With the Citizens United ruling one year ago, Chief Justice Roberts and the Koch Brothers’ allies on the Supreme Court made an already lousy US campaign finance system much worse. In the 2010 midterms, we saw the floodgates open to unlimited corporate funding of candidates, and the facts on issues—as well as the voices of ordinary Americans—were often drowned out by record-breaking covert and corporate money. Bill Moyers got it right when he said this Big special interest money “is a dagger directed at the heart of our democracy.”
Now we’re seeing conservatives use the Supremes’ decision to challenge strong public campaign financing laws in Arizona and Connecticut. Also, the wholesale changes in governorships and legislatures may well bring attacks on good clean election laws in North Carolina, Maine, Wisconsin and New Mexico.
“Between the conservative legal attack and the forces of big money attack, there are a lot of defensive battles going on,” said Nicholas Nyhart, president and CEO of Public Campaign.

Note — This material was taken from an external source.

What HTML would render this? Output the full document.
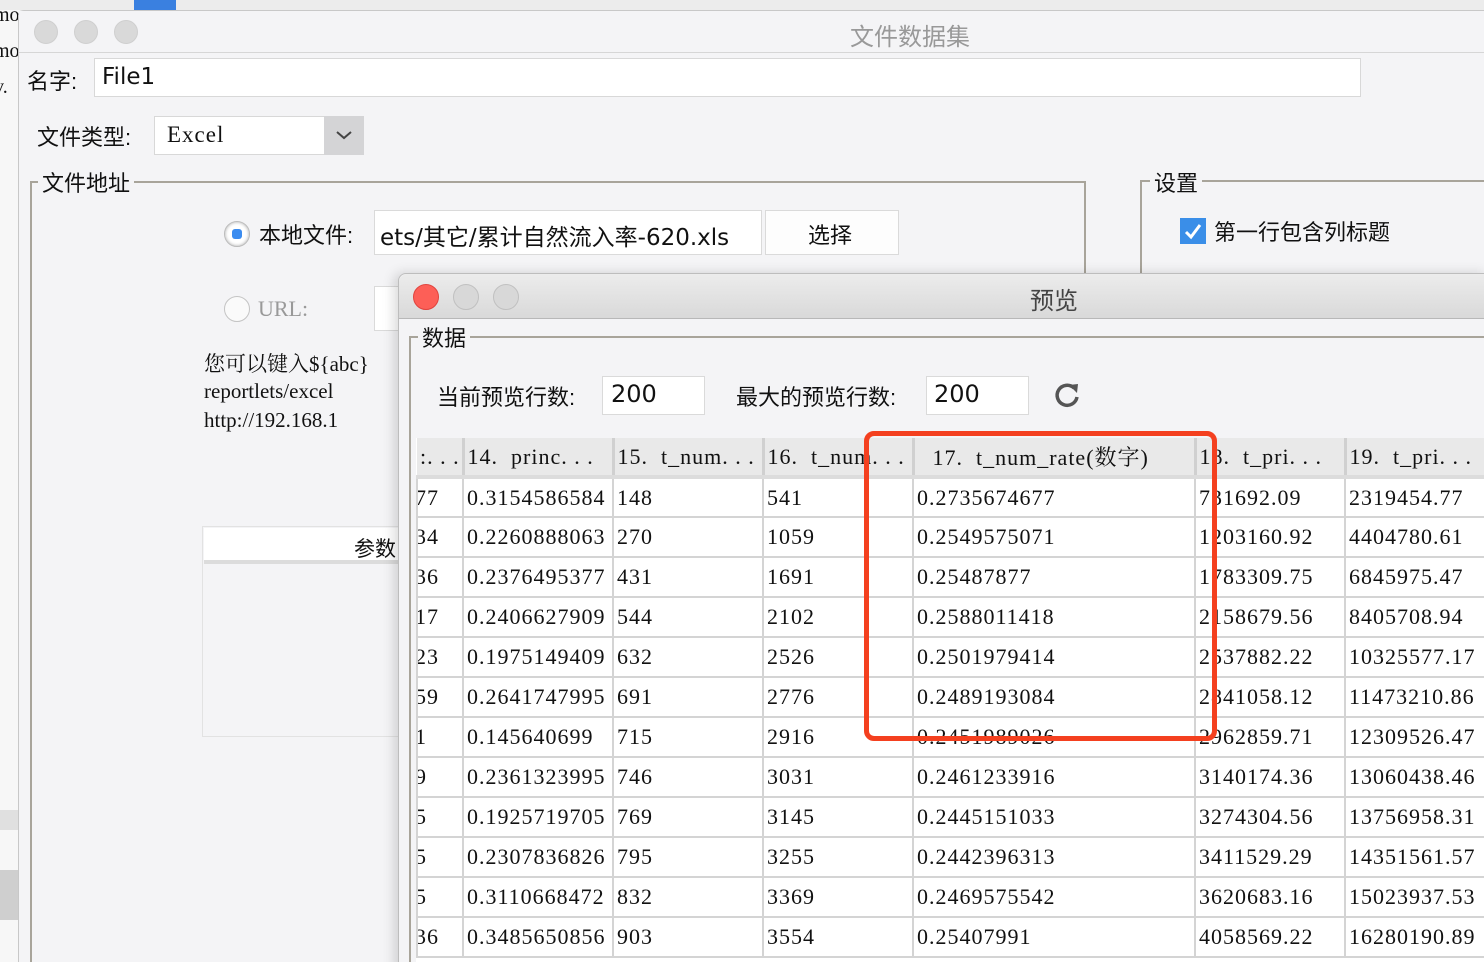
<!DOCTYPE html>
<html style="overflow:hidden;width:1484px;height:962px"><head><meta charset="utf-8">
<style>
*{margin:0;padding:0;box-sizing:border-box}
body{width:1484px;height:962px;overflow:hidden;background:#e8e8e8;position:relative;font-family:"Liberation Sans","Noto Sans CJK SC",sans-serif;color:#111}
.a{position:absolute}
.serif{font-family:"Liberation Serif","Noto Serif CJK SC",serif}
.cjk{font-family:"Liberation Sans","Noto Sans CJK SC",sans-serif}
.dot{position:absolute;width:24px;height:24px;border-radius:50%;background:#d9d9d9;border:1px solid #cfcfcf}
table{border-collapse:collapse;table-layout:fixed}
td{height:40px;border:2px solid #d4d4d4;background:#fff;font-family:"Liberation Serif","Noto Serif CJK SC",serif;font-size:22px;letter-spacing:1px;padding-left:3px;white-space:nowrap;overflow:hidden;vertical-align:middle}
th{height:39px;background:#e9e9e9;font-weight:normal;text-align:left;font-family:"Liberation Serif","Noto Serif CJK SC",serif;font-size:22px;letter-spacing:1px;padding-left:3px;white-space:nowrap;overflow:hidden;border-right:3px solid #d0d0d0;border-bottom:4px solid #dcdcdc}
td.f{text-indent:-6px}
</style></head><body>
<div class="a" style="left:0;top:0;width:1484px;height:962px;overflow:hidden">
<div class="a" style="left:0;top:0;width:20px;height:962px;background:#f7f7f7"></div>
<div class="a serif" style="left:-6px;top:4px;font-size:20px">mo</div>
<div class="a serif" style="left:-6px;top:40px;font-size:20px">mo</div>
<div class="a serif" style="left:-6px;top:76px;font-size:20px">v.</div>
<div class="a" style="left:0;top:810px;width:18px;height:20px;background:#e0e0e0"></div>
<div class="a" style="left:0;top:870px;width:18px;height:50px;background:#cfcfcf"></div>
<div class="a" style="left:0;top:0;width:1484px;height:10px;background:#ececec"></div>
<div class="a" style="left:134px;top:0;width:42px;height:10px;background:#3a80e0"></div>

<div class="a" style="left:18px;top:10px;width:1466px;height:952px;background:#f4f4f6;border-left:1px solid #c8c8c8;border-top:1px solid #c8c8c8;border-radius:6px 0 0 0"></div>
<div class="a" style="left:19px;top:11px;width:1465px;height:42px;background:#f4f4f6;border-bottom:1px solid #d6d6d6"></div>
<div class="dot" style="left:34px;top:20px"></div>
<div class="dot" style="left:74px;top:20px"></div>
<div class="dot" style="left:114px;top:20px"></div>
<div class="a cjk" style="left:850px;top:17px;font-size:24px;color:#999">文件数据集</div>

<div class="a cjk" style="left:27px;top:64px;font-size:22px">名字:</div>
<div class="a" style="left:94px;top:58px;width:1267px;height:39px;background:#fff;border:1px solid #d8d8d8"></div>
<div class="a" style="left:102px;top:64px;font-size:23px;font-family:'DejaVu Sans',sans-serif">File1</div>

<div class="a cjk" style="left:37px;top:120px;font-size:22px">文件类型:</div>
<div class="a" style="left:154px;top:116px;width:210px;height:39px;background:#fff;border:1px solid #d8d8d8"></div>
<div class="a" style="left:324px;top:116px;width:40px;height:39px;background:#d4d4d6"></div>
<svg class="a" style="left:336px;top:130px" width="16" height="10"><path d="M1 2 L8 8 L15 2" stroke="#444" stroke-width="2" fill="none"/></svg>
<div class="a serif" style="left:167px;top:122px;font-size:23px;letter-spacing:1px">Excel</div>

<div class="a" style="left:30px;top:181px;width:1056px;height:800px;border:2px solid #a8a49a;border-bottom:none"></div>
<div class="a cjk" style="left:38px;top:166px;font-size:22px;background:#f4f4f6;padding:0 4px">文件地址</div>
<div class="a" style="left:224px;top:221px;width:26px;height:26px;border-radius:50%;background:#fff;border:1px solid #bbb;box-shadow:inset 0 0 3px #aaa"></div>
<div class="a" style="left:232px;top:229px;width:10px;height:10px;border-radius:3px;background:#3b8cf0"></div>
<div class="a cjk" style="left:259px;top:218px;font-size:22px">本地文件:</div>
<div class="a" style="left:374px;top:210px;width:388px;height:45px;background:#fff;border:1px solid #dadada"></div>
<div class="a" style="left:380px;top:218px;font-size:23px;font-family:'DejaVu Sans','Noto Sans CJK SC',sans-serif;white-space:nowrap">ets/其它/累计自然流入率-620.xls</div>
<div class="a" style="left:765px;top:210px;width:134px;height:45px;background:#fdfdfd;border:1px solid #dadada"></div>
<div class="a cjk" style="left:808px;top:218px;font-size:22px">选择</div>
<div class="a" style="left:224px;top:296px;width:26px;height:26px;border-radius:50%;background:#fafafa;border:1px solid #c4c4c4"></div>
<div class="a serif" style="left:258px;top:296px;font-size:22px;color:#999">URL:</div>
<div class="a" style="left:374px;top:286px;width:40px;height:45px;background:#fff;border:1px solid #dadada"></div>
<div class="a serif" style="left:204px;top:348px;font-size:21px;white-space:nowrap">您可以键入${abc}</div>
<div class="a serif" style="left:204px;top:379px;font-size:21px">reportlets/excel</div>
<div class="a serif" style="left:204px;top:408px;font-size:21px">http://192.168.1</div>
<div class="a" style="left:202px;top:526px;width:200px;height:211px;border:1px solid #e2e2e2;background:#f4f4f6"></div>
<div class="a" style="left:204px;top:528px;width:198px;height:36px;background:#fff;border-bottom:4px solid #dcdcdc"></div>
<div class="a cjk" style="left:354px;top:533px;font-size:21px">参数</div>

<div class="a" style="left:1140px;top:180px;width:360px;height:100px;border:2px solid #a8a49a;border-bottom:none;border-right:none"></div>
<div class="a cjk" style="left:1150px;top:166px;font-size:22px;background:#f4f4f6;padding:0 4px">设置</div>
<div class="a" style="left:1180px;top:218px;width:26px;height:26px;background:#3a8ee8"></div>
<svg class="a" style="left:1182px;top:220px" width="22" height="22"><path d="M4 12 L9 17 L18 5" stroke="#fff" stroke-width="3" fill="none"/></svg>
<div class="a cjk" style="left:1214px;top:215px;font-size:22px">第一行包含列标题</div>

<div class="a" style="left:398px;top:273px;width:1090px;height:700px;background:#f4f4f6;border:1px solid #bdbdbd;border-radius:8px 0 0 0;box-shadow:-4px 0 12px rgba(0,0,0,0.15)"></div>
<div class="a" style="left:399px;top:274px;width:1085px;height:45px;background:linear-gradient(#ececec,#d9d9d9);border-bottom:1px solid #b8b8b8;border-radius:8px 0 0 0"></div>
<div class="a" style="left:413px;top:284px;width:26px;height:26px;border-radius:50%;background:#fd5f57;border:1px solid #e0443e"></div>
<div class="dot" style="left:453px;top:284px;width:26px;height:26px;background:#d8d8d8;border-color:#c0c0c0"></div>
<div class="dot" style="left:493px;top:284px;width:26px;height:26px;background:#d8d8d8;border-color:#c0c0c0"></div>
<div class="a cjk" style="left:1030px;top:281px;font-size:24px;color:#444">预览</div>

<div class="a" style="left:409px;top:336px;width:1080px;height:640px;border:2px solid #a8a49a;border-right:none;border-bottom:none"></div>
<div class="a cjk" style="left:418px;top:321px;font-size:22px;background:#f4f4f6;padding:0 4px">数据</div>
<div class="a cjk" style="left:437px;top:380px;font-size:22px">当前预览行数:</div>
<div class="a" style="left:602px;top:376px;width:103px;height:39px;background:#fff;border:1px solid #dadada"></div>
<div class="a" style="left:611px;top:380px;font-size:24px;font-family:'DejaVu Sans',sans-serif">200</div>
<div class="a cjk" style="left:736px;top:380px;font-size:22px">最大的预览行数:</div>
<div class="a" style="left:926px;top:376px;width:103px;height:39px;background:#fff;border:1px solid #dadada"></div>
<div class="a" style="left:934px;top:380px;font-size:24px;font-family:'DejaVu Sans',sans-serif">200</div>
<svg class="a" style="left:1052px;top:381px" width="30" height="30"><path d="M22 7 A10 10 0 1 0 25 16" stroke="#555" stroke-width="3.5" fill="none"/><path d="M17 4 L26 3 L25 12 Z" fill="#555"/></svg>

<div class="a" style="left:416px;top:438px;width:1068px;height:524px;overflow:hidden;background:#fff">
<table style="width:1120px">
<colgroup><col style="width:46px"><col style="width:150px"><col style="width:150px"><col style="width:150px"><col style="width:282px"><col style="width:150px"><col style="width:192px"></colgroup>
<tr><th>:. . .</th><th>14. &nbsp;princ. . .</th><th>15. &nbsp;t_num. . .</th><th>16. &nbsp;t_num. . .</th><th style="padding-left:18px">17. &nbsp;t_num_rate(数字)</th><th>18. &nbsp;t_pri. . .</th><th>19. &nbsp;t_pri. . .</th></tr>
<tr><td class="f">77</td><td>0.3154586584</td><td>148</td><td>541</td><td>0.2735674677</td><td>731692.09</td><td>2319454.77</td></tr>
<tr><td class="f">34</td><td>0.2260888063</td><td>270</td><td>1059</td><td>0.2549575071</td><td>1203160.92</td><td>4404780.61</td></tr>
<tr><td class="f">36</td><td>0.2376495377</td><td>431</td><td>1691</td><td>0.25487877</td><td>1783309.75</td><td>6845975.47</td></tr>
<tr><td class="f">17</td><td>0.2406627909</td><td>544</td><td>2102</td><td>0.2588011418</td><td>2158679.56</td><td>8405708.94</td></tr>
<tr><td class="f">23</td><td>0.1975149409</td><td>632</td><td>2526</td><td>0.2501979414</td><td>2537882.22</td><td>10325577.17</td></tr>
<tr><td class="f">59</td><td>0.2641747995</td><td>691</td><td>2776</td><td>0.2489193084</td><td>2841058.12</td><td>11473210.86</td></tr>
<tr><td class="f">1</td><td>0.145640699</td><td>715</td><td>2916</td><td>0.2451989026</td><td>2962859.71</td><td>12309526.47</td></tr>
<tr><td class="f">9</td><td>0.2361323995</td><td>746</td><td>3031</td><td>0.2461233916</td><td>3140174.36</td><td>13060438.46</td></tr>
<tr><td class="f">5</td><td>0.1925719705</td><td>769</td><td>3145</td><td>0.2445151033</td><td>3274304.56</td><td>13756958.31</td></tr>
<tr><td class="f">5</td><td>0.2307836826</td><td>795</td><td>3255</td><td>0.2442396313</td><td>3411529.29</td><td>14351561.57</td></tr>
<tr><td class="f">5</td><td>0.3110668472</td><td>832</td><td>3369</td><td>0.2469575542</td><td>3620683.16</td><td>15023937.53</td></tr>
<tr><td class="f">36</td><td>0.3485650856</td><td>903</td><td>3554</td><td>0.25407991</td><td>4058569.22</td><td>16280190.89</td></tr>
</table>
</div>

<div class="a" style="left:864px;top:431px;width:353px;height:310px;border:5px solid #f4401f;border-radius:10px"></div>
</div>
</body></html>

This dramatic assault on American democracy makes the positive signals on campaign finance reform coming out of New York State all the more striking. In his State of the State address, newly elected Governor Andrew Cuomo said plainly, “We need public financing of campaigns. We must once again become the progressive capitol of the nation.” The Governor also included public finance as part of an “ethics package” in the official agenda his Administration is pursuing.
For Governor Cuomo, this is a moment when he can clearly establish his reform credentials with activists and elected officials nationwide.
“It’s very significant that Governor Cuomo has laid this out,” said Nyhart. “Because it’s a direction he’s been supportive of and the question was—once he was no longer a candidate—would he still be supporting it as Governor? Also, when it’s clear that this is something on the Governor’s agenda, it makes it much easier to get people engaged and build a formidable campaign.”
Marc Caplan, program officer of the Piper Fund—the primary funder of state-level campaign finance reform work in the country—agreed. “This is a tremendous opportunity,” he said. “New York by far would be the biggest plum to date of any state that’s enacted public financing and would be a great boost in states around the country and nationally.”